O desmatamento no sul da Bahia

De acordo com os últimos dados de monitoramento divulgados pela Fundação SOS Mata Atlântica, entre outubro de 2017 e outubro de 2018, o estado da Bahia registrou o desmatamento de 1.985 hectares, o equivalente a quase 2 mil campos de futebol. O estado ocupa a quarta posição no ranking brasileiro do desmatamento na Mata Atlântica. Os dados de 2019 ainda não estão disponíveis.

Conforme explica Marcia Hirota, "Historicamente, a Bahia sempre esteve no topo do ranking de desmatamento dos estados da Mata Atlântica. É um estado que ainda tem muita floresta e isso faz com que ainda haja muita pressão sobre essas áreas. Não apenas no sul da Bahia, mas também no interior, nas matas secas". A diretora lembra ainda que resta apenas 12,4% da cobertura original da Mata Atlântica no país, "é um bioma que já foi muito devastado".
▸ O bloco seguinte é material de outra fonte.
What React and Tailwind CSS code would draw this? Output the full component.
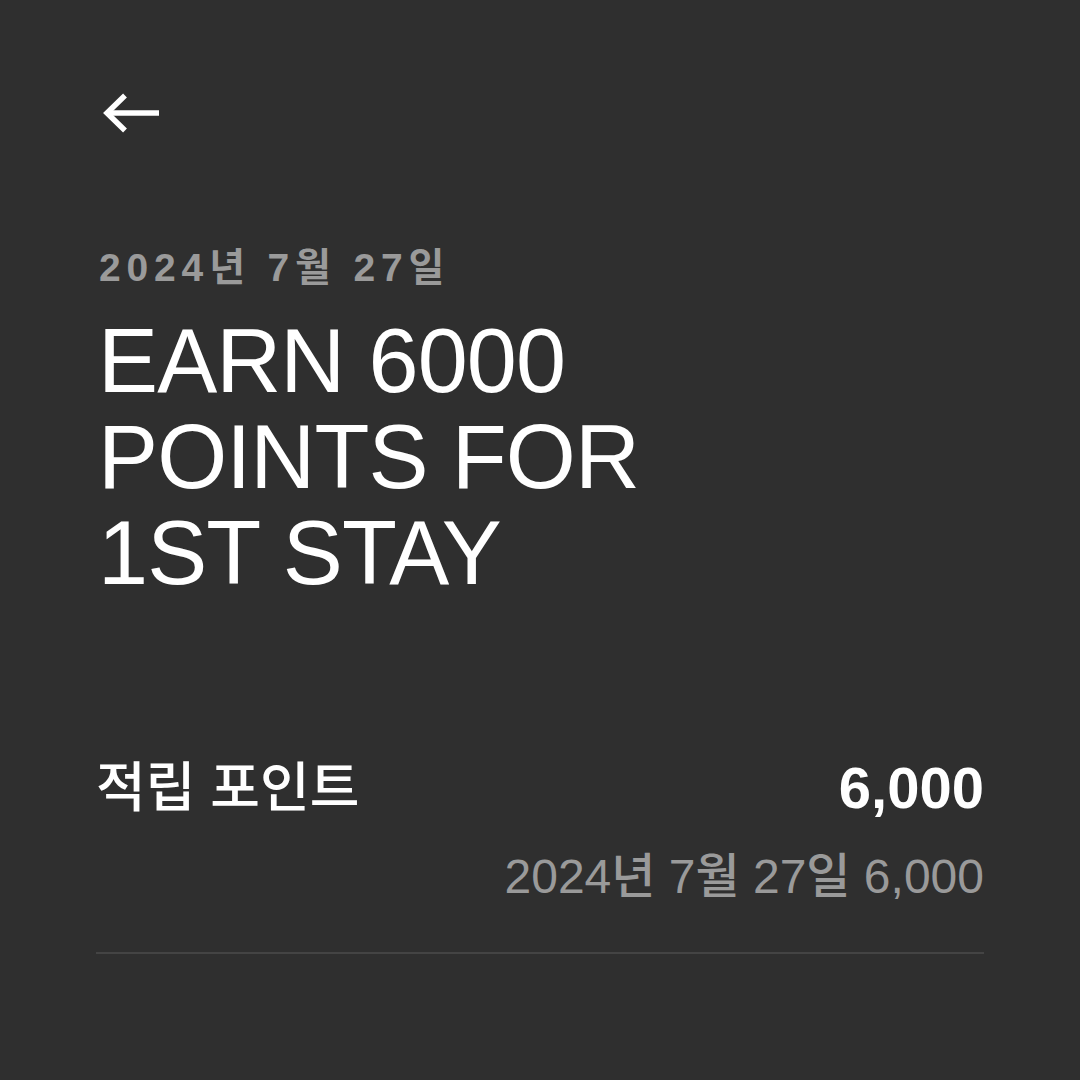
import React from 'react';

const font = { fontFamily: '"Liberation Sans", "Noto Sans CJK KR", sans-serif' };

export default function App() {
    return (
        <div className="w-[1080px] h-[1080px] bg-[#2f2f2f] text-white overflow-hidden" style={font}>
            <div className="px-[96px] pt-[93px]">
                {/* Back button */}
                <button className="block ml-[4px] h-[40px] w-[64px]">
                    <svg width="64" height="40" viewBox="0 0 64 40" fill="none" stroke="white" strokeWidth="5.5" strokeLinecap="butt" strokeLinejoin="miter">
                        <path d="M25 2.5 L7 20 L25 37.5" />
                        <path d="M8 20 H59" />
                    </svg>
                </button>

                {/* Header */}
                <div className="mt-[111px] pl-[3px] text-[39px] leading-[48px] tracking-[0.15em] font-bold text-[#9a9a9a]">
                    2024년 7월 27일
                </div>
                <h1 className="mt-[21px] pl-[2px] text-[90px] leading-[96px] tracking-[-0.01em] text-white">
                    EARN 6000<br />POINTS FOR<br />1ST STAY
                </h1>

                {/* Points row */}
                <div className="mt-[155px] flex items-end justify-between">
                    <span className="text-[54px] leading-[64px] font-medium text-white">적립 포인트</span>
                    <span className="text-[58px] leading-[64px] font-bold text-white">6,000</span>
                </div>
                <div className="mt-[29px] text-right text-[48px] leading-[56px] font-medium text-[#9a9a9a]">
                    2024년 7월 27일 6,000
                </div>

                <div className="mt-[47px] h-[2px] bg-[#444444]" />
            </div>
        </div>
    );
}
Dentro do Parque Nacional do Monte Pascoal, o último pico de desmatamento foi registrado no período entre outubro de 2015 e outubro de 2016, quando a unidade de conservação perdeu 632 hectares de floresta. O monitoramento só é capaz de identificar desmatamentos superiores a 3 hectares, o que invisibiliza as possíveis supressões arbóreas feitas em menor escala.

"Essa extração ilegal de madeira acontece há 30, 40 anos aqui. Eu já perdi a dimensão. Todo dia são 24 horas de movimento de madeireiros. Há indígenas se sentindo suprimidos do direito de manutenção da mata e da própria cultura indígena. Não pode ter vitimismo, mas também não pode só culpar. É um problema muito complexo", completa a gestora do parque.

Reflorestamento dentro do parque

Na contramão do desmatamento, no último domingo (09/02), houve uma ação de plantio de mudas nativas dentro de uma área desmatada no parque. A iniciativa é parte de um projeto financiado pelo BNDES e executado por uma cooperativa dos Pataxós, a Cooplanjé. O projeto visa a recuperação de uma área degradada de 220 hectares dentro do parque e os próprios índios da cooperativa são contratados para produzir e plantar as mudas. "Já saiu foi muita madeira, mas nós estamos lutando para recuperar a mata", afirma o cacique Braga. Um respiro de esperança, mas que ainda assim não basta para apagar o alerta vermelho na floresta.